╔══

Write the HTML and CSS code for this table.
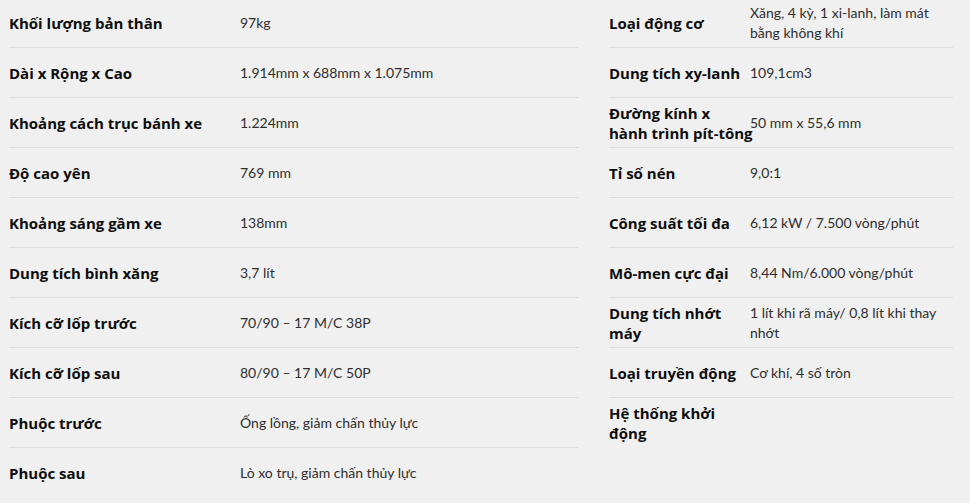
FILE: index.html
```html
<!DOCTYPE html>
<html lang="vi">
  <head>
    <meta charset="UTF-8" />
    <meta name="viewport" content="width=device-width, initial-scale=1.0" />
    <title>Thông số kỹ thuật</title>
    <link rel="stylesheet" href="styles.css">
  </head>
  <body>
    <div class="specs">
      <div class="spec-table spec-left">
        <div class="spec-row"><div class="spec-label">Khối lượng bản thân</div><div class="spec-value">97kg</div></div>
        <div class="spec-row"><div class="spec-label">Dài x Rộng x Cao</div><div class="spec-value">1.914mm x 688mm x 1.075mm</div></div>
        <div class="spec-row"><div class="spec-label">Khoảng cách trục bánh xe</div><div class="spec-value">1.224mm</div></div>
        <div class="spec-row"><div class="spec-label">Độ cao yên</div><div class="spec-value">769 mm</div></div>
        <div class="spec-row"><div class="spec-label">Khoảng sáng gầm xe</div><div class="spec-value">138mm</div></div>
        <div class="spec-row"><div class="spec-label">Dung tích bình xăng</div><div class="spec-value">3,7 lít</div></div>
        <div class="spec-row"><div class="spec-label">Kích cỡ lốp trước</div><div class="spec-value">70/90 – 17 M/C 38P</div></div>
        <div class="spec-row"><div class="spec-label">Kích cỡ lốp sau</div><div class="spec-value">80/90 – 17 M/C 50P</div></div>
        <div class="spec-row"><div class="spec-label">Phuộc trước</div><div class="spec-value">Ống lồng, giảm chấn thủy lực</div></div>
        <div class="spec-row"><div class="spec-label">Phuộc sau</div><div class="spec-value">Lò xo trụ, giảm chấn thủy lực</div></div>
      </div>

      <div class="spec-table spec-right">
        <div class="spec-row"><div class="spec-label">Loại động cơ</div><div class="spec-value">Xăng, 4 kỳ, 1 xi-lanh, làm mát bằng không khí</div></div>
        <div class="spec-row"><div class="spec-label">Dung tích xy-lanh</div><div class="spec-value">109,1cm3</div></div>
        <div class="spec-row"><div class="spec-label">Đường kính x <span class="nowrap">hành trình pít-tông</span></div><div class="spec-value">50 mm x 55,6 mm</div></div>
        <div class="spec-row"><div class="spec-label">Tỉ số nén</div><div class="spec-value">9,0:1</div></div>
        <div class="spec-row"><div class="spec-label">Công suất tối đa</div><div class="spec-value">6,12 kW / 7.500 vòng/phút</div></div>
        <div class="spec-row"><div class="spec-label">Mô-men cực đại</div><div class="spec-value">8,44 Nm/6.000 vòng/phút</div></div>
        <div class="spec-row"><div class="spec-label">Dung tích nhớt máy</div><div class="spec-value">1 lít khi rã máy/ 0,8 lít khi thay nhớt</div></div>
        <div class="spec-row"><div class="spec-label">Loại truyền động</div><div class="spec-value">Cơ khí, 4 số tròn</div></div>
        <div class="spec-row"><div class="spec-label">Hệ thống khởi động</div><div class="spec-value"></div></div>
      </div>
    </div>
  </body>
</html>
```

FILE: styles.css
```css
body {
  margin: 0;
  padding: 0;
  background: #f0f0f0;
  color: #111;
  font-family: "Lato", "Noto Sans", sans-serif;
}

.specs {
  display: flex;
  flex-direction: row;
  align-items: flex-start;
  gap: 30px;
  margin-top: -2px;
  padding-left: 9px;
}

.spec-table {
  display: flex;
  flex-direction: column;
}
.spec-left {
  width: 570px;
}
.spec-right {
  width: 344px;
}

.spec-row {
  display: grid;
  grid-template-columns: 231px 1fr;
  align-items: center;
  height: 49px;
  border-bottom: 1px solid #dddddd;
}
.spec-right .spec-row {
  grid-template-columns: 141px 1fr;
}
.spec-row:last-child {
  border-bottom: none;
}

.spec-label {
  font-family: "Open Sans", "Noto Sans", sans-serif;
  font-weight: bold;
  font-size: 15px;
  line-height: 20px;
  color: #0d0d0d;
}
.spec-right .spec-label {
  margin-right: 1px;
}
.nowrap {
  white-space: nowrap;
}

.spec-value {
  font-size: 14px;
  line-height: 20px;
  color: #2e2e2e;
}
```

╚══

▶ **WRITTEN TASK**
Quote the preceding listing precisely and completely, omitting its images.

▶ **ANSWER FOR THE TASK**
Write the HTML and CSS code for this table.
FILE: index.html
```html
<!DOCTYPE html>
<html lang="vi">
  <head>
    <meta charset="UTF-8" />
    <meta name="viewport" content="width=device-width, initial-scale=1.0" />
    <title>Thông số kỹ thuật</title>
    <link rel="stylesheet" href="styles.css">
  </head>
  <body>
    <div class="specs">
      <div class="spec-table spec-left">
        <div class="spec-row"><div class="spec-label">Khối lượng bản thân</div><div class="spec-value">97kg</div></div>
        <div class="spec-row"><div class="spec-label">Dài x Rộng x Cao</div><div class="spec-value">1.914mm x 688mm x 1.075mm</div></div>
        <div class="spec-row"><div class="spec-label">Khoảng cách trục bánh xe</div><div class="spec-value">1.224mm</div></div>
        <div class="spec-row"><div class="spec-label">Độ cao yên</div><div class="spec-value">769 mm</div></div>
        <div class="spec-row"><div class="spec-label">Khoảng sáng gầm xe</div><div class="spec-value">138mm</div></div>
        <div class="spec-row"><div class="spec-label">Dung tích bình xăng</div><div class="spec-value">3,7 lít</div></div>
        <div class="spec-row"><div class="spec-label">Kích cỡ lốp trước</div><div class="spec-value">70/90 – 17 M/C 38P</div></div>
        <div class="spec-row"><div class="spec-label">Kích cỡ lốp sau</div><div class="spec-value">80/90 – 17 M/C 50P</div></div>
        <div class="spec-row"><div class="spec-label">Phuộc trước</div><div class="spec-value">Ống lồng, giảm chấn thủy lực</div></div>
        <div class="spec-row"><div class="spec-label">Phuộc sau</div><div class="spec-value">Lò xo trụ, giảm chấn thủy lực</div></div>
      </div>

      <div class="spec-table spec-right">
        <div class="spec-row"><div class="spec-label">Loại động cơ</div><div class="spec-value">Xăng, 4 kỳ, 1 xi-lanh, làm mát bằng không khí</div></div>
        <div class="spec-row"><div class="spec-label">Dung tích xy-lanh</div><div class="spec-value">109,1cm3</div></div>
        <div class="spec-row"><div class="spec-label">Đường kính x <span class="nowrap">hành trình pít-tông</span></div><div class="spec-value">50 mm x 55,6 mm</div></div>
        <div class="spec-row"><div class="spec-label">Tỉ số nén</div><div class="spec-value">9,0:1</div></div>
        <div class="spec-row"><div class="spec-label">Công suất tối đa</div><div class="spec-value">6,12 kW / 7.500 vòng/phút</div></div>
        <div class="spec-row"><div class="spec-label">Mô-men cực đại</div><div class="spec-value">8,44 Nm/6.000 vòng/phút</div></div>
        <div class="spec-row"><div class="spec-label">Dung tích nhớt máy</div><div class="spec-value">1 lít khi rã máy/ 0,8 lít khi thay nhớt</div></div>
        <div class="spec-row"><div class="spec-label">Loại truyền động</div><div class="spec-value">Cơ khí, 4 số tròn</div></div>
        <div class="spec-row"><div class="spec-label">Hệ thống khởi động</div><div class="spec-value"></div></div>
      </div>
    </div>
  </body>
</html>
```

FILE: styles.css
```css
body {
  margin: 0;
  padding: 0;
  background: #f0f0f0;
  color: #111;
  font-family: "Lato", "Noto Sans", sans-serif;
}

.specs {
  display: flex;
  flex-direction: row;
  align-items: flex-start;
  gap: 30px;
  margin-top: -2px;
  padding-left: 9px;
}

.spec-table {
  display: flex;
  flex-direction: column;
}
.spec-left {
  width: 570px;
}
.spec-right {
  width: 344px;
}

.spec-row {
  display: grid;
  grid-template-columns: 231px 1fr;
  align-items: center;
  height: 49px;
  border-bottom: 1px solid #dddddd;
}
.spec-right .spec-row {
  grid-template-columns: 141px 1fr;
}
.spec-row:last-child {
  border-bottom: none;
}

.spec-label {
  font-family: "Open Sans", "Noto Sans", sans-serif;
  font-weight: bold;
  font-size: 15px;
  line-height: 20px;
  color: #0d0d0d;
}
.spec-right .spec-label {
  margin-right: 1px;
}
.nowrap {
  white-space: nowrap;
}

.spec-value {
  font-size: 14px;
  line-height: 20px;
  color: #2e2e2e;
}
```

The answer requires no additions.